Chapuys ends the exchange by having the king say he could see God would not give him male children. If Henry did say these words, they were an insight into the dangerous path his mind was traveling.
He had decided his marriage to Katharine was sinful and invalid based on the evidence that God had denied him a male heir with Katharine. If he thought Anne could not give him male children, it would mean to him that this marriage was invalid, as well.
And indeed, Chapuys reports a few days later that Henry was complaining he was tricked into marrying Anne by "sortileges" - predictions she would have a male child - and thus felt the union was invalid. Chapuys's accounts must always be taken with a large grain of salt, but in this he may have been accurate, considering what later transpired.
After he'd spoken to Anne, Henry departed for Greenwich, leaving Anne behind as he'd once left Katharine behind. Chapuys reported on the deterioration of their marriage:
I learn from several persons of this Court that for more than three months this King has not spoken ten times to the Concubine, and that when she miscarried he scarcely said anything to her, except that he saw clearly that God did not wish to give him male children; and in leaving her he told her, as if for spite, that he would speak to her after she was "releuize." [on her feet]
The baby Anne had lost was a boy, making this situation doubly tragic in the mind of the court Despite later slanders and speculation, there is no indication whatsoever in the contemporary records that Anne's fetus was deformed. Chapuys would have been gleeful to report such a detail, but all he said was the fetus had the appearance of being male, about three and a half months old. Two other accounts report the same.
Nicholas Sander, writing decades later, was the first to claim that Anne's fetus was deformed, a "shapeless mass of flesh." (He's also the one who reported Anne wore a dress covered with tongues pierced by nails to her coronation to show people what happened to those who spoke badly of her.) Sander had no factual basis for this assertion. The citation in his own book proves him wrong, because the footnote leads to a quote which says the fetus was male, which shows it was obviously not "shapeless," since its sex could be easily determined.
Retha Warnicke picked up on the idea of a deformed fetus and speculated it might have led to accusations of witchcraft, or been interpreted as sign of sexual sin.

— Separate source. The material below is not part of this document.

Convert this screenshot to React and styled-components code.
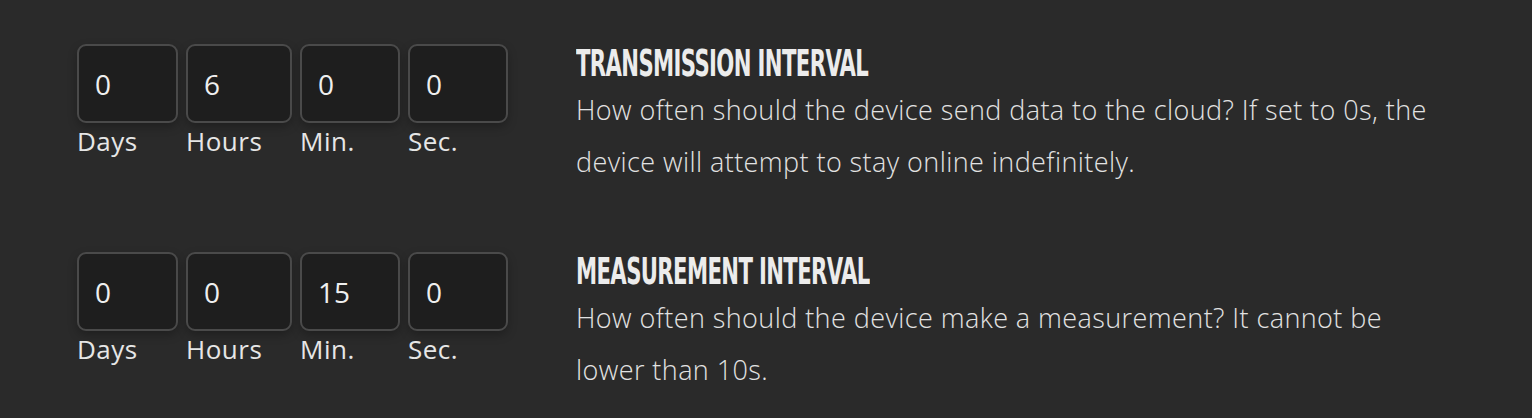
import React from 'react';
import styled, { createGlobalStyle } from 'styled-components';

const GlobalStyle = createGlobalStyle`
    html, body {
        margin: 0;
        padding: 0;
        background: #2a2a2a;
    }
    * { box-sizing: border-box; }
`;

const settings = [
    {
        title: 'Transmission Interval',
        text: 'How often should the device send data to the cloud? If set to 0s, the device will attempt to stay online indefinitely.',
        values: [0, 6, 0, 0],
    },
    {
        title: 'Measurement Interval',
        text: 'How often should the device make a measurement? It cannot be lower than 10s.',
        values: [0, 0, 15, 0],
    },
];

const units = [
    { label: 'Days', width: 101 },
    { label: 'Hours', width: 106 },
    { label: 'Min.', width: 100 },
    { label: 'Sec.', width: 100 },
];

const App = () => {
    return (
        <Wrapper>
            <GlobalStyle />
            {settings.map((s) => (
                <Row key={s.title}>
                    <Fields>
                        {units.map((u, i) => (
                            <Field key={u.label} $width={u.width}>
                                <Input type='text' defaultValue={s.values[i]} />
                                <Label>{u.label}</Label>
                            </Field>
                        ))}
                    </Fields>
                    <Info>
                        <Title><span>{s.title}</span></Title>
                        <Text>{s.text}</Text>
                    </Info>
                </Row>
            ))}
        </Wrapper>
    );
}

export default App;

const Wrapper = styled.div`
    width: 100%;
    min-height: 418px;
    background: #2a2a2a;
    padding: 44px 0 0 77px;
    display: flex;
    flex-direction: column;
    gap: 64px;
    font-family: 'Open Sans', 'Liberation Sans', sans-serif;
    color: #e6e6e6;
`;

const Row = styled.div`
    display: grid;
    grid-template-columns: 499px 870px;
    align-items: start;
`;

const Fields = styled.div`
    display: flex;
    gap: 8px;
`;

const Field = styled.div`
    width: ${(p) => p.$width}px;
    display: flex;
    flex-direction: column;
`;

const Input = styled.input`
    width: 100%;
    height: 79px;
    background: #1e1e1e;
    border: 2px solid #4a4a4a;
    border-radius: 9px;
    box-shadow: 0 4px 10px rgba(0, 0, 0, 0.25);
    color: #efefef;
    font-family: 'Open Sans', sans-serif;
    font-weight: 400;
    font-size: 28px;
    padding: 0 0 0 16px;
    outline: none;
`;

const Label = styled.span`
    font-size: 26px;
    font-weight: 400;
    line-height: 32px;
    margin-top: 2px;
    letter-spacing: 0.5px;
    color: #e6e6e6;
`;

const Info = styled.div`
    display: flex;
    flex-direction: column;
`;

const Title = styled.h3`
    margin: 0;
    height: 38px;
    font-family: 'DejaVu Sans Condensed', 'DejaVu Sans', sans-serif;
    font-weight: 700;
    font-size: 38px;
    line-height: 38px;
    letter-spacing: -1px;
    text-transform: uppercase;
    white-space: nowrap;
    color: #ececec;

    span {
        display: inline-block;
        transform: scaleX(0.62);
        transform-origin: left center;
    }
`;

const Text = styled.p`
    margin: 2px 0 0;
    font-weight: 300;
    font-size: 27px;
    line-height: 52px;
    letter-spacing: 0.42px;
    color: #e2e2e2;
`;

But all evidence points to this being a normal, tragic miscarriage, quite possibly Anne's second. It was her last pregnancy.
It appears that Anne and the king never lived as man and wife again, probably not having shared a bed since they created that lost little prince.
It took Anne a few weeks to recover, and by that time, the first seeds of the plan may already have been forming in Henry and Cromwell's minds.
Anne's days were numbered.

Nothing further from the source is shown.